May we all know that nothing ain’t cool ‘til you wear the new [off] [A few of the lyrics sites I’ve found online hear the last word of this line as “one”, an oversight that sorely misses any message at all that this song has. But the line itself hits the old is good motif and converse repudiation of all things new being automatically better pairing nicely with the overall nostalgia of the song.]

The sound of a quarter rollin’ down a jukebox [This is probably the best line in the song – we can all remember those diner/ bar jukeboxes (even as we listen to this song on our phones) and what a great auditory image. It’s not the jukebox itself or even the song playing out of it, but the sound of coin clink chunking its way down the coin slot.]

Play the Travis Tritt right above the Tupac [Here I visualized the flipbook pages of that diner jukebox where 8 or so tracks were listed vertically with the corresponding entry numbers next to each selection and making the selection for Tritt, which happened to be located alphabetically above Tupac (with Tupac mentioned for timing/ generational context). In an interview with Tyler Hubbard he suggested this was a throwback to the sort of diverse combination of music CDs he had at that age. Notwithstanding hardcore country fans’ sure objections to this reference, I say I don’t love it but fine. The reference to Tritt is a solid musical inspirational throwback on its own.]

[Before] you get lost down some road [Note: most of the lyrics I see online hear the first word here as hope, but I hear this as “before” which I think is better. In either event ain’t no hurry to get anywhere, it’s just driving for the sake of driving, this guy imagines perhaps with some friends from the jukebox diner in the back seat and then of course the girl riding shotgun mentioned a couple lines later.]

Slow rolling with the top off the back of a Bronco [Still no hurry to get anywhere, in contrast to the fast-paced big city or modern world. And despite use of the term “slow rolling” I don’t think we have a bro-country hook here.]

Buy a cold sixer with a cashed-in lotto [Again I think this steers clear of introducing any bro-country, just the solid enjoyment of a good six pack on a couple fortuitous extra dollars.]

She’s smilin’ with her hair blowing out the window [Some pleasant summertime happiness and carefreeness here, always good.]

Where you ‘bout to go? Yeah, you learn to fly and if you can’t then you just free fall [Here, I get a little lost. I don’t understand what this line adds to the song. It’s hard to think of freefalling without Tom Petty coming to mind but this doesn’t seem to be a reference, and in general I don’t appreciate the link to the rest of the song. But I don’t think this lack of apparent synchronicity does lasting damage to the song, and of course it’s a nice slow rhyme back to May we all.]

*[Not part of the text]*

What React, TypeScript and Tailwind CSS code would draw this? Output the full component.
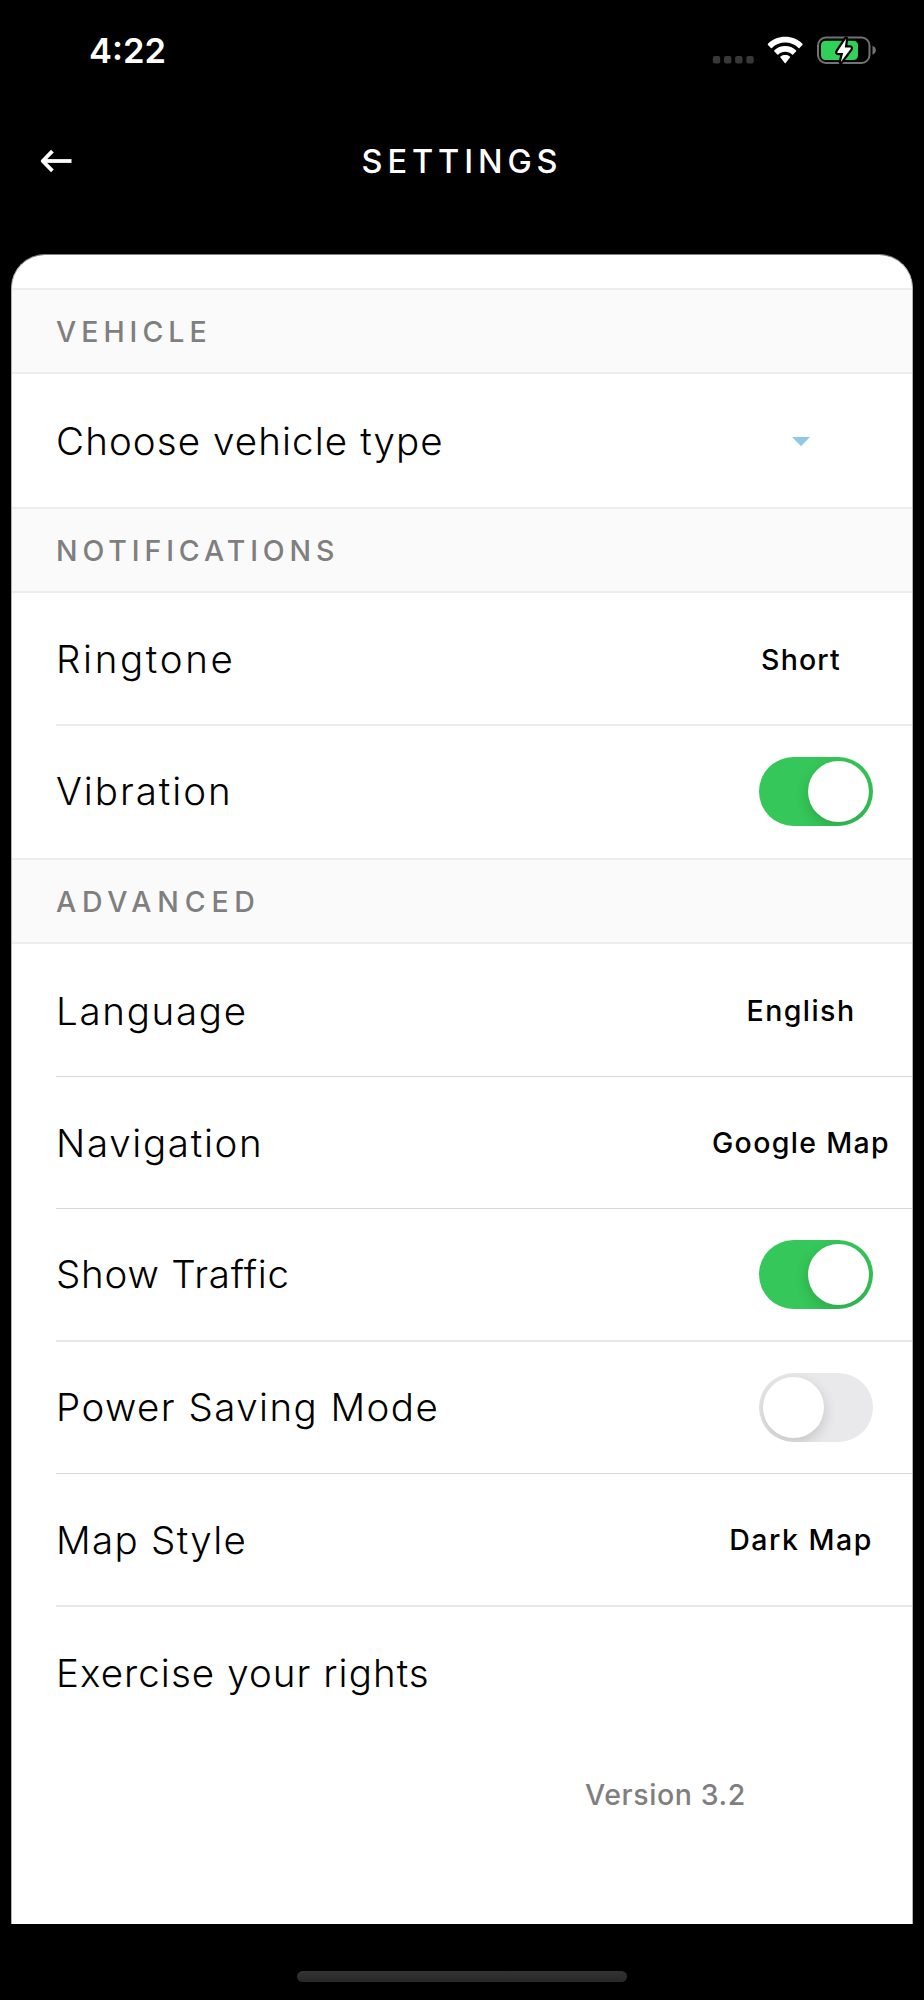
import { ReactNode, useState } from "react";
import { clsx } from "clsx";

function StatusBar() {
  return (
    <div className="flex h-[101px] items-center justify-between pl-[89px] pr-[48px] text-white">
      <span className="pt-0.5 text-[34.5px] font-semibold leading-none">4:22</span>
      <svg width="164" height="32" viewBox="712 35 164 32" fill="none">
        {/* signal */}
        <g fill="#383838">
          <rect x="712.8" y="56" width="7.4" height="7.4" rx="2" />
          <rect x="724" y="56" width="7.4" height="7.4" rx="2" />
          <rect x="735.1" y="56" width="7.4" height="7.4" rx="2" />
          <rect x="746.3" y="56" width="7.4" height="7.4" rx="2" />
        </g>
        {/* wifi */}
        <g fill="#fff">
          <path d="M785.2 42.6C790.4 42.6 795 44.6 798.5 47.9C798.8 48.2 799.2 48.2 799.5 47.9L802.4 45C802.8 44.6 802.8 44.1 802.4 43.7C797.9 39.4 791.9 36.8 785.2 36.8C778.5 36.8 772.5 39.4 768 43.7C767.6 44.1 767.6 44.6 768 45L770.9 47.9C771.2 48.2 771.6 48.2 771.9 47.9C775.4 44.6 780 42.6 785.2 42.6Z" />
          <path d="M785.2 51.8C787.9 51.8 790.3 52.8 792.1 54.4C792.4 54.7 792.8 54.7 793.1 54.4L796 51.5C796.4 51.1 796.4 50.6 796 50.2C793.2 47.6 789.4 46 785.2 46C781 46 777.2 47.6 774.4 50.2C774 50.6 774 51.1 774.4 51.5L777.3 54.4C777.6 54.7 778 54.7 778.3 54.4C780.1 52.8 782.5 51.8 785.2 51.8Z" />
          <path d="M789.9 57.6C790.3 57.2 790.3 56.7 789.8 56.4C788.5 55.5 786.9 55 785.2 55C783.5 55 781.9 55.5 780.6 56.4C780.1 56.7 780.1 57.2 780.5 57.6L784.7 62.9C785 63.2 785.4 63.2 785.7 62.9Z" />
        </g>
        {/* battery */}
        <rect x="818" y="37.5" width="51.5" height="25.5" rx="8" stroke="#737373" strokeWidth="2" />
        <rect x="821" y="40.8" width="37" height="19.2" rx="4.5" fill="#30d158" />
        <path d="M872.5 45.8C874.6 46.6 875.8 48.3 875.8 50.3C875.8 52.3 874.6 54 872.5 54.8Z" fill="#737373" />
        <path
          d="M846 38.8L837.4 51.7C837 52.3 837.3 52.9 838 52.9H843.2L840.8 62L850.6 48.9C851.1 48.2 850.8 47.6 850 47.6H844.8Z"
          fill="#fff"
          stroke="#000"
          strokeWidth="4.5"
          strokeLinejoin="round"
          paintOrder="stroke"
        />
      </svg>
    </div>
  );
}

function Header() {
  return (
    <header className="grid h-[121px] grid-cols-[1fr_auto_1fr] items-center px-10 text-white">
      <button type="button" aria-label="Back" className="w-8 pb-0.5">
        <svg width="32" height="24" viewBox="0 0 32 24" fill="none" stroke="currentColor" strokeWidth="3.8">
          <path d="M31.5 12H3" />
          <path d="M12.4 2.2L2.7 12L12.4 21.8" strokeLinejoin="round" />
        </svg>
      </button>
      <h1 className="pt-0.5 text-[32.5px] font-medium leading-none tracking-[4.9px]">SETTINGS</h1>
    </header>
  );
}

function SectionTitle({ children, className }: { children: ReactNode; className?: string }) {
  return (
    <h2
      className={clsx(
        "flex h-[86px] items-center border-y-2 border-[#ededed] bg-[#fafafa] pl-11 pt-0.5",
        "text-[28.5px] font-medium leading-none text-[#7f7f7f]",
        className
      )}
    >
      {children}
    </h2>
  );
}

interface RowProps {
  label: string;
  /** Height, divider and letter spacing of the row */
  className?: string;
  children?: ReactNode;
}

function Row({ label, className, children }: RowProps) {
  return (
    <div
      className={clsx(
        "ml-11 flex items-center justify-between text-[38.5px] font-light leading-none text-black",
        className
      )}
    >
      <span>{label}</span>
      <div className="flex w-[222px] justify-center">{children}</div>
    </div>
  );
}

function Value({ children, className }: { children: ReactNode; className: string }) {
  return (
    <span className={clsx("whitespace-nowrap pt-px text-[28.5px] font-medium", className)}>{children}</span>
  );
}

function Toggle({ label, defaultOn = false }: { label: string; defaultOn?: boolean }) {
  const [on, setOn] = useState(defaultOn);

  return (
    <button
      type="button"
      role="switch"
      aria-label={label}
      aria-checked={on}
      onClick={() => setOn(!on)}
      className={clsx(
        "ml-[30px] flex h-[69px] w-[114px] items-center overflow-hidden rounded-full px-1",
        on ? "justify-end bg-[#35c759]" : "justify-start bg-[#e9e9eb]"
      )}
    >
      <span className="size-[61px] rounded-full bg-white shadow-[0_5px_14px_rgba(0,0,0,0.16)]" />
    </button>
  );
}

export default function App() {
  return (
    <div className="flex h-[2000px] w-[924px] flex-col bg-black font-['Inter',sans-serif]">
      <StatusBar />
      <Header />

      <main className="ml-[11px] mt-8 h-[1670px] w-[902px] overflow-hidden rounded-t-[34px] border-x border-t border-x-[#b0b0b0] border-t-[#808080] bg-white pt-[33px]">
        <SectionTitle className="tracking-[5px]">VEHICLE</SectionTitle>
        <Row label="Choose vehicle type" className="h-[133px] pt-px tracking-[1.1px]">
          <svg width="18" height="10" viewBox="0 0 18 10" className="mt-px">
            <path d="M0 0H18L9 9.3Z" fill="#8ecae6" />
          </svg>
        </Row>

        <SectionTitle className="tracking-[4.9px]">NOTIFICATIONS</SectionTitle>
        <Row label="Ringtone" className="h-[133px] border-b-2 border-[#ebebeb] pt-0.5 tracking-[2.65px]">
          <Value className="tracking-[1.18px]">Short</Value>
        </Row>
        <Row label="Vibration" className="h-[132px] pb-0.5 tracking-[1.95px]">
          <Toggle label="Vibration" defaultOn />
        </Row>

        <SectionTitle className="tracking-[5.8px]">ADVANCED</SectionTitle>
        <Row label="Language" className="h-[133px] border-b border-[#d6d6d6] pt-0.5 tracking-[1.7px]">
          <Value className="tracking-[1.45px]">English</Value>
        </Row>
        <Row label="Navigation" className="h-[132px] border-b border-[#d6d6d6] pt-px tracking-[1.7px]">
          <Value className="tracking-[1.33px]">Google Map</Value>
        </Row>
        <Row label="Show Traffic" className="h-[133px] border-b-2 border-[#e8e8e8] tracking-[0.77px]">
          <Toggle label="Show Traffic" defaultOn />
        </Row>
        <Row label="Power Saving Mode" className="h-[132px] border-b border-[#d6d6d6] tracking-[1.44px]">
          <Toggle label="Power Saving Mode" />
        </Row>
        <Row label="Map Style" className="h-[133px] border-b-2 border-[#e8e8e8] pt-px tracking-[1.32px]">
          <Value className="tracking-[1.5px]">Dark Map</Value>
        </Row>
        <Row label="Exercise your rights" className="h-[132px] tracking-[1.07px]" />

        <p className="flex h-[112px] items-center pl-[573px] text-[28.5px] font-medium leading-none tracking-[0.6px] text-[#7f7f7f]">
          Version 3.2
        </p>
      </main>

      <div className="ml-[297px] mt-[47px] h-[11px] w-[330px] rounded-full bg-linear-to-b from-[#333] to-[#282828]" />
    </div>
  );
}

To focus in on a few more lyrics:

Coming in after the opening line of RW&B little town, “Kinda place you can’t wait to leave but nobody does/ ‘cause you miss it too much” is a nice lyric encapsulating the tension explored in so many country songs between hometown love, growing up and nostalgia versus the desire to leave and explore for bigger better things.

May we all do a little bit better than the first time / Learn a little something from the worst times / Get a little stronger from the hurt times
May we all get to have a chance to ride the fast one / Walk away wiser when we crashed one / Keep hoping that the best one is the last one

These lyrics are OK. The tone with which they are delivered suggests there is something meaningful behind the lyrics. Interpreted in the context of the music video as about a car race and attendant literal crash they certainly don’t mean anything and I think trivialize what in the generality of the lyrics could be interpreted as significant. The generality of the lyrics by themselves at least admit of the opportunity for the listener, having just been made nostalgic for their hometown or other small town America, to graft their own experiences onto doing better than the first time, learning from the worst times, etc. The lyrics themselves (i.e. out of context) are nice. The trajectory of the song could have culminated in the nostalgic narrator returning to the small town he was once ambivalent about with wife and 2.1 &c. Or we could have just had another catchy verse about small town America and left it at that, without trying to overreach and make the song about more than face value. But as is, I don’t see a link here to the rest of the song and so am a bit frustrated at the apparent intention to impart a message without giving it substance.

This song is most successful where, and because generally, it doesn’t try to do too much. When the song embraces nostalgic references, it does so in just the right way. Most of the song is content being about nostalgia for nice small town America, and it does so simply and without pretension, by listing nice small town Americana. Listing things can make for a good song (see, e.g. I Love this Life). The pace of the song is really nice. The verses are a bit slower then the chorus picks up the tempo so that the rhymes rhyme perfectly and segue one into another. The bass line of the choruses avoids being oppressive and combined with the catchy rhyme scheme reaches just the right head bob along level. May We All doesn’t have the sustained catchiness of Cruise or achieve the significance of message of Dirt, but it finds a satisfactory home somewhere between the two.